RadarJateng – Warga terdampak PLTU Batang bersama masyarakat Desa Ujungnegoro melakukan aksi duduk di akses jalan yang diklaim sebagai tanah wakaf masjid. Aksi yang digelar beruntun selama 3 hari ini dipicu oleh kekecewaan mereka terhadap PT Bhimasena Power Indonesia (BPI) selaku pembangun dan pelaksana PLTU yang dirasa berulang kali menipu warga.
Aksi yang diikuti ratusan orang dari tiga desa ini digelar dari mulai hari Senin hingga Rabu (18-20/7/2022). Pada aksi kali ini, nampak lebih banyak petugas kepolisian yang mengamankan penyampaian aspirasi tersebut. Sekitar pukul 09.00 WIB, massa aksi menyampaikan aspirasinya di pintu utama (maingate) PLTU Batang.
“Tuntutan kami selama tiga hari kami demo ini tetap sama. Kesetaraan harga ganti rugi tanah, yakni sebesar 400 ribu rupiah. Lahan pengganti harus lahan yang subur, CSR yang transparan dan mempekerjakan tenaga kerja lokal,” kata orator aksi, Darsani, Rabu (20/7/2022).
Dari tulisan yang ada di spanduk, mereka mengklaim akses jalan tersebut adalah tanah wakaf masjid yang diklaim PT BPI dan diaspal. Tertulis juga, tanah dimaksud saat ini sedang diperkarakan di Pengadilan Negeri Jakarta Selatan. Karenanya, mereka tidak memperbolehkan PT BPI melakukan segala aktivitas yang menggunakan atau melewati tanah tersebut.

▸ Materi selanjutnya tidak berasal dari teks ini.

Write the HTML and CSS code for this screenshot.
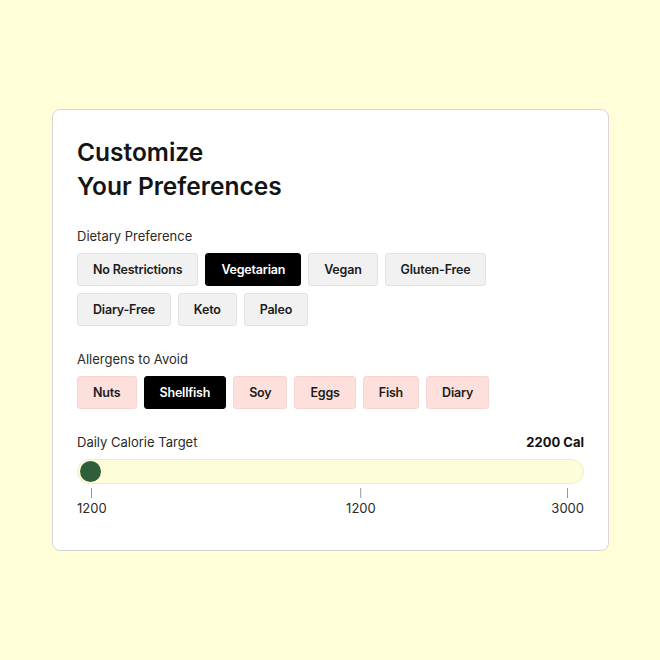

“Sekarang sedang digugat oleh para nadzir (pemegang kuasa tanah wakaf-red). Tidak boleh ada kendaraan PT BPI lewat jalan ini, karena ini tanah wakaf masjid yang dikangkangi. Sampai keluar putusan Pengadilan Negeri Jakarta Selatan dan berkekuatan hukum tetap,” tegas Darsani.
Kuasa Hukum Warga Terdampak PLTU Batang Minta Pemerintah Jangan Bela PT BPI
Salah satu kuasa hukum para nadzir, Marthen H Toelle membenarkan bahwa saat ini pihaknya tengah memperkarakan pencaplokan tanah tersebut ke PN Jakarta Selatan. Ia menekankan, gugatan yang dilayangkan dilakukan dengan alasan yang sangat kuat.
“Sertipikatnya ada, Hak Milik No 165. Berdasarkan survei lapangan, tanah dengan luas total 10.050 meter persegiitu tercaplok untuk pembangunan jalan akses ke lokasi PLTU Batang seluas 1.246 meter persegi. Harus diingat, berdasarkan PP 28 Tahun 1977, tanah wakaf dilarang diperjualbelikan,” kata Marthen melalui sambungan selular.